Introduction
In 1876, Walter Bagehot, the much respected editor of The Economist, reflected on the influence of Adam Smith's Wealth of Nations, written a century earlier. In 1776 its publication marked a major critique of Britain's mercantilist political economy, an almost utopian plea for an era of free trade that appeared distant and remote. Yet a century later, Bagehot remarked,
the whole commercial policy of the country is not so much founded on it as in instinct with it. Ideas which are paradoxes everywhere else in the world are accepted axioms here as results of it. No other form of political philosophy has ever had one thousandth part of the influence on us; its teachings have settled down into the common sense of the nation, and have become irreversible.

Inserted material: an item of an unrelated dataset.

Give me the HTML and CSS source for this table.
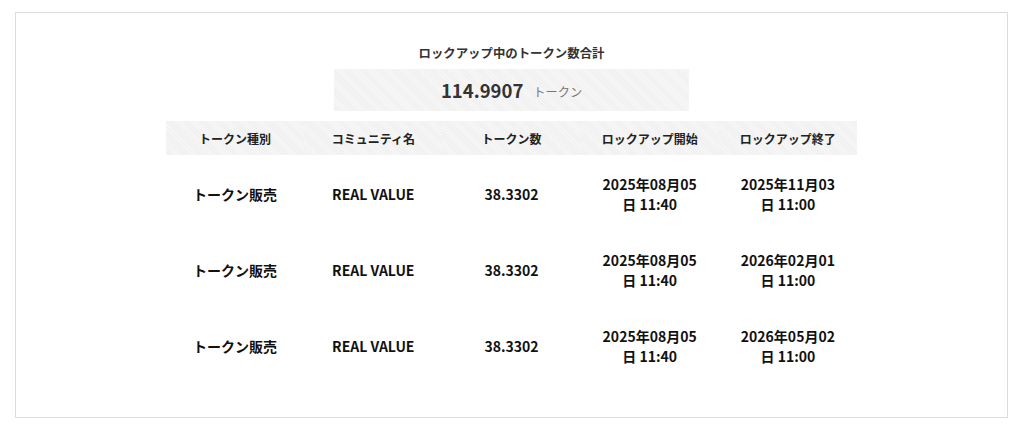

How then did Smith's once-reviled argument that only free trade could ensure the wealth of nations become accepted as a self-evident truth and part of the natural order of things? It is an especially perplexing transformation given that, as Bagehot acknowledged, it was clearly a ‘political philosophy’ not a simple piece of economic policy, and outside of Britain was neither believed nor practised.
Although Bagehot insisted that the ‘life of almost everyone in England – perhaps of everyone – is … better in consequence of it’, that was, and remains, a matter of great debate. It is beyond question that Britain's embrace of free trade during the nineteenth century helped forge, for the first time, a global economic system. Within this system, Britain took full advantage of its early innovations in industrial manufacturing by exporting finished goods to its Empire and the world in return for natural resources and raw materials. This flow of trade created an increasingly globalized economy that was tied together by British shipping and communication networks, as well as British capital. Secured by the gold standard, the pound sterling became the global currency whose value other currencies were pegged to. As London's capital markets flourished, the stock market boomed. Overseas investment opened up foreign markets by providing railways and sufficient development for the import of British goods. Britain became not just the workshop of the world, but its transport hub and financial centre.
Just as the global economy was shaped around Britain's commitment to the free flow of trade and capital, so the country itself was transformed by it.